What you're going through is not easy. When a relationship is not experiencing true love and passion and there is poor communication, then it can be extremely painful and bring out the greatest fears within us.
Firstly I honour you for wanting to make an effort here to improve. Lots of guys walk out on this situation so your stickability is to be admired.
I think to help resolve your situation, it's important to get to the heart of what's real. The short of it is that, IMO, your partners needs weren't being met. In my work, i've never come across a couple where each partners needs were being met at high levels and then they still felt the need to cheat or engage in EA's.
So the first question you need to ask yourself if - what does she truly need? What is it that she's screaming out for?
Secondly, there has been mention of the difficulties you have faced communicating with her. The most important thing here is to ensure that an environment is created where she feels safe enough to vocalise her thoughts and emotions and feel truly understood. She needs to feel like you aren't going to get defensive or lose the plot if she was to speak her truth.
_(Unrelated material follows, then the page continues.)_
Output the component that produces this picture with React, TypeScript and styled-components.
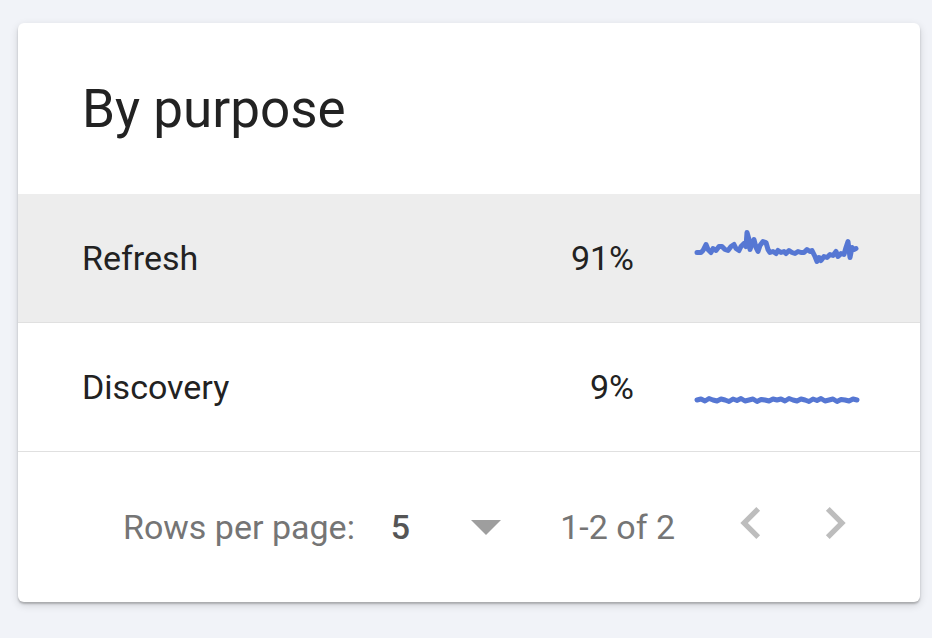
import React from 'react'
import styled, { createGlobalStyle } from 'styled-components'

const GlobalStyle = createGlobalStyle`
  html, body {
    margin: 0;
    padding: 0;
    background: #f1f3f8;
    font-family: Roboto, 'Liberation Sans', sans-serif;
  }
`

type Row = {
  label: string
  share: string
  // sparkline points as [x, y] inside a 160x50 box
  points: [number, number][]
}

const refreshAbs: [number, number][] = [
  [698, 253], [702, 253], [704, 251], [707, 245], [709, 250], [712, 253], [714, 249], [717, 251],
  [720, 247], [723, 247], [726, 250], [729, 251], [732, 247], [735, 245], [737, 249], [740, 251],
  [742, 247], [745, 244], [747, 247], [748, 233], [750, 240], [751, 250], [753, 244], [755, 240],
  [757, 248], [759, 252], [761, 246], [764, 242], [767, 243], [769, 250], [771, 253], [774, 252],
  [777, 254], [779, 251], [782, 253], [785, 252], [787, 254], [790, 251], [793, 253], [796, 254],
  [799, 252], [802, 253], [805, 253], [808, 250], [811, 252], [813, 251], [816, 257], [818, 262],
  [820, 258], [822, 261], [825, 257], [828, 258], [831, 255], [834, 256], [837, 252], [839, 257],
  [842, 254], [845, 255], [847, 248], [849, 242], [851, 258], [853, 248], [855, 250], [857, 249]
]

const wiggle = [0, -1, 1, -1.5, 0, 1, -1, 0, 1.5, -1, 0.5, -1.5, 1, 0, -1, 1.5, -0.5, 0, 1, -1]
const discoveryPoints: [number, number][] = Array.from({ length: 41 }, (_, i) => [
  i * 4,
  38 + wiggle[i % wiggle.length]
])

const rows: Row[] = [
  {
    label: 'Refresh',
    share: '91%',
    points: refreshAbs.map(([x, y]) => [x - 698, y - 233.5])
  },
  { label: 'Discovery', share: '9%', points: discoveryPoints }
]

const Page = styled.div`
  padding: 23px 12px 36px 18px;
`

const Card = styled.div`
  width: 902px;
  background: #fff;
  border-radius: 6px;
  box-shadow: 0 2px 2px rgba(0, 0, 0, 0.22), 0 3px 8px rgba(0, 0, 0, 0.14);
  overflow: hidden;
`

const Header = styled.div`
  height: 171px;
  display: flex;
  align-items: center;
  padding-left: 64px;
`

const Title = styled.h2`
  margin: 0;
  font-size: 53px;
  font-weight: 400;
  color: #222;
`

const TableRow = styled.div<{ $active?: boolean }>`
  box-sizing: border-box;
  height: 129px;
  display: grid;
  grid-template-columns: 1fr auto 160px;
  column-gap: 63px;
  align-items: center;
  padding: 0 63px 0 64px;
  background: ${(p) => (p.$active ? '#ededed' : '#fff')};
  border-bottom: 1px solid #e0e0e0;
  font-size: 34px;
  color: #222;
`

const Cell = styled.span<{ $align?: 'left' | 'right' }>`
  text-align: ${(p) => p.$align ?? 'left'};
`

const SparkBox = styled.svg`
  display: block;
  width: 160px;
  height: 50px;
  overflow: visible;
`

const Footer = styled.div`
  height: 150px;
  display: flex;
  align-items: center;
  justify-content: flex-end;
  padding-right: 53px;
  font-size: 34px;
  color: #757575;
`

const Caption = styled.span`
  margin-right: 36px;
`

const SelectValue = styled.span`
  color: #555;
  font-weight: 500;
  margin-right: 61px;
`

const DropArrow = styled.svg`
  width: 30px;
  height: 15px;
  margin-right: 59px;
`

const RangeText = styled.span`
  margin-right: 44px;
`

const IconButton = styled.button`
  width: 64px;
  height: 64px;
  padding: 0;
  border: 0;
  background: none;
  margin-bottom: 9px;
  & + & {
    margin-left: 20px;
  }
  svg {
    display: block;
    width: 64px;
    height: 64px;
    fill: #bdbdbd;
  }
`

const Sparkline = ({ points }: { points: [number, number][] }) => (
  <SparkBox viewBox="0 0 160 50">
    <polyline
      points={points.map(([x, y]) => `${x},${y}`).join(' ')}
      fill="none"
      stroke="#5677d3"
      strokeWidth={5}
      strokeLinejoin="round"
      strokeLinecap="round"
    />
  </SparkBox>
)

export default function App() {
  return (
    <>
      <GlobalStyle />
      <Page>
        <Card>
          <Header>
            <Title>By purpose</Title>
          </Header>
          {rows.map((row, i) => (
            <TableRow key={row.label} $active={i === 0}>
              <Cell>{row.label}</Cell>
              <Cell $align="right">{row.share}</Cell>
              <Sparkline points={row.points} />
            </TableRow>
          ))}
          <Footer>
            <Caption>Rows per page:</Caption>
            <SelectValue>5</SelectValue>
            <DropArrow viewBox="0 0 30 15">
              <polygon points="0,0 30,0 15,15" fill="#9e9e9e" />
            </DropArrow>
            <RangeText>1-2 of 2</RangeText>
            <IconButton aria-label="Previous page">
              <svg viewBox="0 0 24 24">
                <path d="M15.41 7.41L14 6l-6 6 6 6 1.41-1.41L10.83 12z" />
              </svg>
            </IconButton>
            <IconButton aria-label="Next page">
              <svg viewBox="0 0 24 24">
                <path d="M10 6L8.59 7.41 13.17 12l-4.58 4.59L10 18l6-6z" />
              </svg>
            </IconButton>
          </Footer>
        </Card>
      </Page>
    </>
  )
}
This is often the hardest part here because men, in general, really battle with criticism because it ultimately brings out their greatest fear that they aren't good enough. Hence, all the defensiveness which creates a cycle of communication that never serves either party. So in this situation, you need to drop any sort of defensiveness and come purely from your heart. Listen to the messages, the underlying messages and come from a place where you are serving her.
Thirdly - you mentioned that she changes her tune regularly which ultimately confuses you. This is just the nature of the feminine energy - it does go through peaks and troughs and its important for you to stay strong, constant and as her rock during all this time. Show her that you are prepared to fight tooth and nail for her if you truly love her.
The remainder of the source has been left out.